● Given request
Extract each line where the string "page" shows up.

··········

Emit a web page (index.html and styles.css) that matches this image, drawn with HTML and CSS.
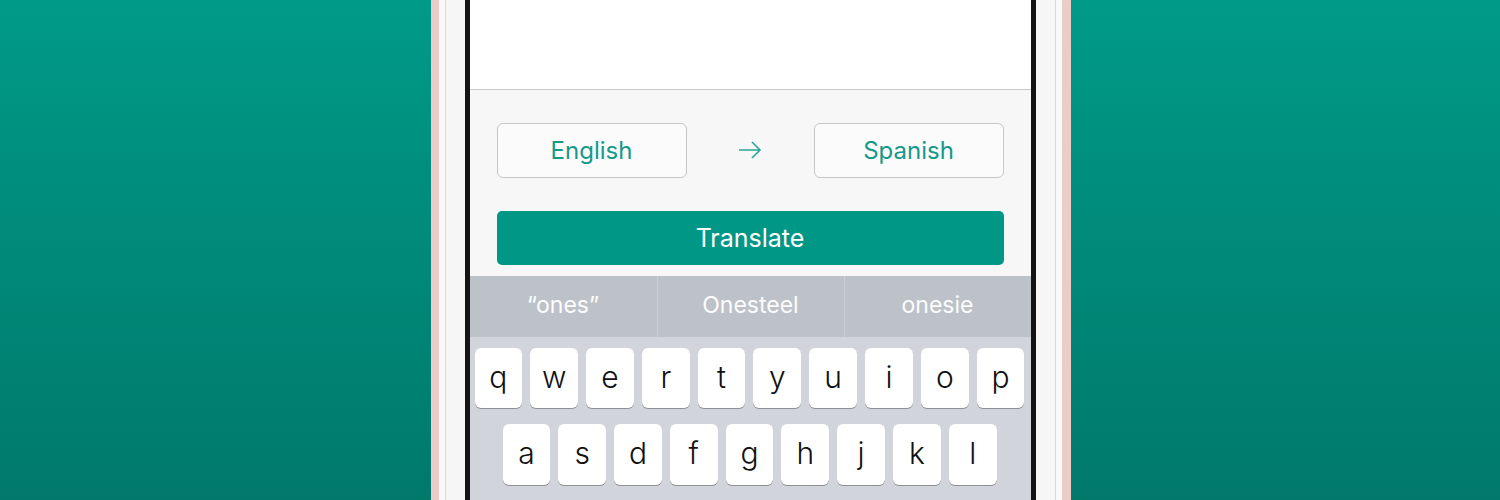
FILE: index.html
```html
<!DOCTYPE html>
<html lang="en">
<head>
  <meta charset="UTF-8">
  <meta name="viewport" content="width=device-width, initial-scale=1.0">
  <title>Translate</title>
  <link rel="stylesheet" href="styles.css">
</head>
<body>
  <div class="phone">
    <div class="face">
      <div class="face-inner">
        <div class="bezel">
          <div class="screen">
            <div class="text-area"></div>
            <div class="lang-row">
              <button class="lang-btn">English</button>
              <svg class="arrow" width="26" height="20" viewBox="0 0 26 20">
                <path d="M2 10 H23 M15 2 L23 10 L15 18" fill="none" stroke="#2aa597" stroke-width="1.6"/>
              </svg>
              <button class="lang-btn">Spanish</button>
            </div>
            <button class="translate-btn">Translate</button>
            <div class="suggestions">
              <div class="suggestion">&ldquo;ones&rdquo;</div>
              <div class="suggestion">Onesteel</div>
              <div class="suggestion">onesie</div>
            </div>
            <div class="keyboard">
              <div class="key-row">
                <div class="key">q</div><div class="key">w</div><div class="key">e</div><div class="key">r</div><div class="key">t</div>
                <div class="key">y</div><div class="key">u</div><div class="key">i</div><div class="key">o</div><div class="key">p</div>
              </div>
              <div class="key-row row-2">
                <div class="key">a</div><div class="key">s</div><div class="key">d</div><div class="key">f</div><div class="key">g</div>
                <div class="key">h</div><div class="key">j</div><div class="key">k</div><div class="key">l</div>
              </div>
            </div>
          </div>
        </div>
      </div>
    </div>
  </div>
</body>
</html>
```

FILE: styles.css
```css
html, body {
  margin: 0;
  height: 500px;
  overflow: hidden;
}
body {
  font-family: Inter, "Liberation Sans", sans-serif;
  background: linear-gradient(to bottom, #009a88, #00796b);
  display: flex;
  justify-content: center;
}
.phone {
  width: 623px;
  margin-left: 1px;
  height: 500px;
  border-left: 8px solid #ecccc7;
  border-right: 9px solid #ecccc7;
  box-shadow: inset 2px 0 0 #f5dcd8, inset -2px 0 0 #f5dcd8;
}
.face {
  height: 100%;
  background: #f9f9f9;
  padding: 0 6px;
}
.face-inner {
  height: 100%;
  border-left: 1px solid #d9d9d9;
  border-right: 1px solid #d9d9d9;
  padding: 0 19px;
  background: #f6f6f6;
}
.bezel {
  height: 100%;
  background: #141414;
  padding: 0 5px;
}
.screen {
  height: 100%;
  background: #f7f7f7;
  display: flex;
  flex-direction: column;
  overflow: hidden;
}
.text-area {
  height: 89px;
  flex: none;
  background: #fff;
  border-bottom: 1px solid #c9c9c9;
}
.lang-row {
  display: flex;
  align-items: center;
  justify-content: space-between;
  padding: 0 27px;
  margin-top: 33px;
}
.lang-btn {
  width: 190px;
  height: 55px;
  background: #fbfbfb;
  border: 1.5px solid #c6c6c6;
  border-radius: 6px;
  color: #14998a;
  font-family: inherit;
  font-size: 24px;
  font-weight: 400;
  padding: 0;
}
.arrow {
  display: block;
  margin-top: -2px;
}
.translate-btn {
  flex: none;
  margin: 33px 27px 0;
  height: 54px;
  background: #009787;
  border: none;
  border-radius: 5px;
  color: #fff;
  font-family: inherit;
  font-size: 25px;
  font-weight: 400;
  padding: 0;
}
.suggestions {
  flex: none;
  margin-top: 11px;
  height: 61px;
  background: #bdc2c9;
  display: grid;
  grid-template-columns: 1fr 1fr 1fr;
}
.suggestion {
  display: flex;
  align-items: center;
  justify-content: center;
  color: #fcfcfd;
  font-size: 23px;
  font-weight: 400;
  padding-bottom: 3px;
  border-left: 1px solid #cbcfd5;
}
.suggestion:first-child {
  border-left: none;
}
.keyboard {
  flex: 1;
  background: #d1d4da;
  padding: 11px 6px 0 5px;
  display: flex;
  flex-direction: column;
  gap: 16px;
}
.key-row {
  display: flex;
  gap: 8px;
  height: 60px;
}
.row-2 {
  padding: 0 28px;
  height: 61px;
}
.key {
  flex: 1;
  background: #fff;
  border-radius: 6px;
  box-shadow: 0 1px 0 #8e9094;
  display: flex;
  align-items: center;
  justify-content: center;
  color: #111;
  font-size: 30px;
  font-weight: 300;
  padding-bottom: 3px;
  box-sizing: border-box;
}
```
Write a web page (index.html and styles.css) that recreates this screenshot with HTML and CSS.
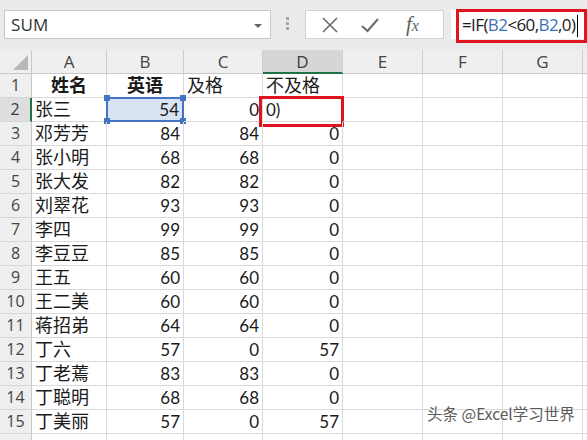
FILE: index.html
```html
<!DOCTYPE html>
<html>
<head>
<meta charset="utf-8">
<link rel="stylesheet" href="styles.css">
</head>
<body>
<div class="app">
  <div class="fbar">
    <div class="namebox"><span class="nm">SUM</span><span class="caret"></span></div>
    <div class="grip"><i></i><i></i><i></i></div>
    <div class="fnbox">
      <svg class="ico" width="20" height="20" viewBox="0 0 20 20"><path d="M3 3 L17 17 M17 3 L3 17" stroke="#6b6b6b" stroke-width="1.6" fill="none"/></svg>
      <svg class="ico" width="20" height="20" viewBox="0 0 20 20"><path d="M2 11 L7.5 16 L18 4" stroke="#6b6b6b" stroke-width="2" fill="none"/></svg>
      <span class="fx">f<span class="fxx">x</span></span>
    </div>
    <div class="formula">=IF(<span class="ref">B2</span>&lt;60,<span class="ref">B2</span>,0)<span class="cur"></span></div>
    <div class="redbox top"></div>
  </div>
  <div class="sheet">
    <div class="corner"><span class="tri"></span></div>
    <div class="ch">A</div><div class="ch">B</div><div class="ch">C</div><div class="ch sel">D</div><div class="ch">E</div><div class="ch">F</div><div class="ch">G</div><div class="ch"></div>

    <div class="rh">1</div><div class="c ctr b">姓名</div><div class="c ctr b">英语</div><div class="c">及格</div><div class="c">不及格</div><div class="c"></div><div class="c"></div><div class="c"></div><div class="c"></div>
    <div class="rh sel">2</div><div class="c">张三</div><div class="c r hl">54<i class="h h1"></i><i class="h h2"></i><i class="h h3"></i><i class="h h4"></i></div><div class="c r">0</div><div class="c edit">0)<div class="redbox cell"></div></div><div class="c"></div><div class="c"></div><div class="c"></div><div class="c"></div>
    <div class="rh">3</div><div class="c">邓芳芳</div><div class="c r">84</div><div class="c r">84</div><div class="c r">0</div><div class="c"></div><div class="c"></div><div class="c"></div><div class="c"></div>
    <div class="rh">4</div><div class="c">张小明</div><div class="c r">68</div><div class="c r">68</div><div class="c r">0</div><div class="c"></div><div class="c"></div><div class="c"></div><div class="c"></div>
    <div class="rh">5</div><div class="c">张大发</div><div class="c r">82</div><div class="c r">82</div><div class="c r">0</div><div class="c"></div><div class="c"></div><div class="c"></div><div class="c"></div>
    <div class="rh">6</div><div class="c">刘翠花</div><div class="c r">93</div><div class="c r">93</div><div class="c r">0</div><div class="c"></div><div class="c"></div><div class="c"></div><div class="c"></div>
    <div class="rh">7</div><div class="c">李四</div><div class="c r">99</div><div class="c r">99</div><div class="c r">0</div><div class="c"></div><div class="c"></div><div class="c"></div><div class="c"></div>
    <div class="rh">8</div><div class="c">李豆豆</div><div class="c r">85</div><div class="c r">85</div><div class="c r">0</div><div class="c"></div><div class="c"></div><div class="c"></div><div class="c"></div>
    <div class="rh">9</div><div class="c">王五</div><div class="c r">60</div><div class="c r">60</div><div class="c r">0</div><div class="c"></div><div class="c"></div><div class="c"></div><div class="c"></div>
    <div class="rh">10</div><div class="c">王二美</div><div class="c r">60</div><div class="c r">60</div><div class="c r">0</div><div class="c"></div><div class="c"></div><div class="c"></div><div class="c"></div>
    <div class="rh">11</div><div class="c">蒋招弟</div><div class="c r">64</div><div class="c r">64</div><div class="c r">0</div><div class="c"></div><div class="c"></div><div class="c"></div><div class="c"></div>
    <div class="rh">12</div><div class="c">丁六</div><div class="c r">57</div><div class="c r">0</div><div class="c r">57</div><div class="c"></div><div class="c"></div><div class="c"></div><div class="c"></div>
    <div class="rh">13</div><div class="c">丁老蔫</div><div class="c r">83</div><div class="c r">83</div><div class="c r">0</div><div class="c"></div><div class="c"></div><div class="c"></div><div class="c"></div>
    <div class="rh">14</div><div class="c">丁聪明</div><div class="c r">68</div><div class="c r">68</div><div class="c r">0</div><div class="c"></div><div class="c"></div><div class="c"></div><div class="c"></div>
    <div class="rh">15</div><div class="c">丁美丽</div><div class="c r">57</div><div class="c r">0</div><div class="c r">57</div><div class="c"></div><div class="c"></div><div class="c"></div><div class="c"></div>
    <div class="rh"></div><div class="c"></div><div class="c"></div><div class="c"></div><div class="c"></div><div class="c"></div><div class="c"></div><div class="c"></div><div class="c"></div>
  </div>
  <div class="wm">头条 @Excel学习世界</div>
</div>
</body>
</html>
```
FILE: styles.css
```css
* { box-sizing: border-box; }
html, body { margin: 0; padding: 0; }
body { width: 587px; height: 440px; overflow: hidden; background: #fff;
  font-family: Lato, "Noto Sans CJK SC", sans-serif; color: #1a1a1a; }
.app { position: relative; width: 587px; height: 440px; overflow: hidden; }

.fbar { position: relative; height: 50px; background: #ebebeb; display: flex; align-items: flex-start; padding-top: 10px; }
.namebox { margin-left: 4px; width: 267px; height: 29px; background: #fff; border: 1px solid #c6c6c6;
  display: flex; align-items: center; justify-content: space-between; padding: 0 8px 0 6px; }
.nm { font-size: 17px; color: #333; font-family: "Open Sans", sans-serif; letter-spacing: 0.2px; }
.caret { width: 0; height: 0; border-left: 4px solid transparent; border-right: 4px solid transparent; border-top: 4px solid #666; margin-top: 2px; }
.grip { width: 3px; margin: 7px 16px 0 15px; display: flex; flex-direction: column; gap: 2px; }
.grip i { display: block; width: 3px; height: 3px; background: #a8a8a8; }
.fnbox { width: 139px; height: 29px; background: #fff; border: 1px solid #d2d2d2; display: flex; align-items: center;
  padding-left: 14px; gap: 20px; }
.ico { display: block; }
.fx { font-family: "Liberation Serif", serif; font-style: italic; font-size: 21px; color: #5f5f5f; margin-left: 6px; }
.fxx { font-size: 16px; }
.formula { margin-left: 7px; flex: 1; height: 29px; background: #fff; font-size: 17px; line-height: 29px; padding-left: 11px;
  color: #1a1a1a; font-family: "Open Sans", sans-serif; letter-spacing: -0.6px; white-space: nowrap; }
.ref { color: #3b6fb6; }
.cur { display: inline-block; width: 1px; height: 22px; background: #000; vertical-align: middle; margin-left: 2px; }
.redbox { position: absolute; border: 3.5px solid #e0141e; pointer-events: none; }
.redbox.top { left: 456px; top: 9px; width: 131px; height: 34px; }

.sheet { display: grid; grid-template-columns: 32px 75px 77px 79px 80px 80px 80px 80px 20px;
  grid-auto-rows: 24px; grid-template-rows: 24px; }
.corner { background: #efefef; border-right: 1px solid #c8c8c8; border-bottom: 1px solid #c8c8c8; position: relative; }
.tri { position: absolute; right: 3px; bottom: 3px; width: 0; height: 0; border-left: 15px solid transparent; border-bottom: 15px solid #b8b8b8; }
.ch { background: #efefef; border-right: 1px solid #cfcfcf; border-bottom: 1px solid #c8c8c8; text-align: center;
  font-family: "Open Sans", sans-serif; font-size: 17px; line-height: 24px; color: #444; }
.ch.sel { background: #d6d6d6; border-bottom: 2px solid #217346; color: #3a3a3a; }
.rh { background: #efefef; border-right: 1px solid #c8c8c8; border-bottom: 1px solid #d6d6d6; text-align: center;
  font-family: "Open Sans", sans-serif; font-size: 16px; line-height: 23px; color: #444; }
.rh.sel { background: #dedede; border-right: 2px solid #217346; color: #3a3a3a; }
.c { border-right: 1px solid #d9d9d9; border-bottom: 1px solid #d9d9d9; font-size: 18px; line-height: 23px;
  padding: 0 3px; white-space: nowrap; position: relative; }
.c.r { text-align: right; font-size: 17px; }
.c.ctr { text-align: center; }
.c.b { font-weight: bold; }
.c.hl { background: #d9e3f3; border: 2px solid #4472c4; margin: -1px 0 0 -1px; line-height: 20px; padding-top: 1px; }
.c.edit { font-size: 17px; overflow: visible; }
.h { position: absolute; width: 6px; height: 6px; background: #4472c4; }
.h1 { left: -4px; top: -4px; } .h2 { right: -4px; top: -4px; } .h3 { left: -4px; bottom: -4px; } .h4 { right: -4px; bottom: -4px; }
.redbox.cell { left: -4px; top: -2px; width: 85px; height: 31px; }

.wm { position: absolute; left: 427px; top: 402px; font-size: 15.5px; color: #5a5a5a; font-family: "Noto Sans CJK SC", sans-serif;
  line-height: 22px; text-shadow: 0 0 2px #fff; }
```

··········

● Task result
Emit a web page (index.html and styles.css) that matches this image, drawn with HTML and CSS.
Write a web page (index.html and styles.css) that recreates this screenshot with HTML and CSS.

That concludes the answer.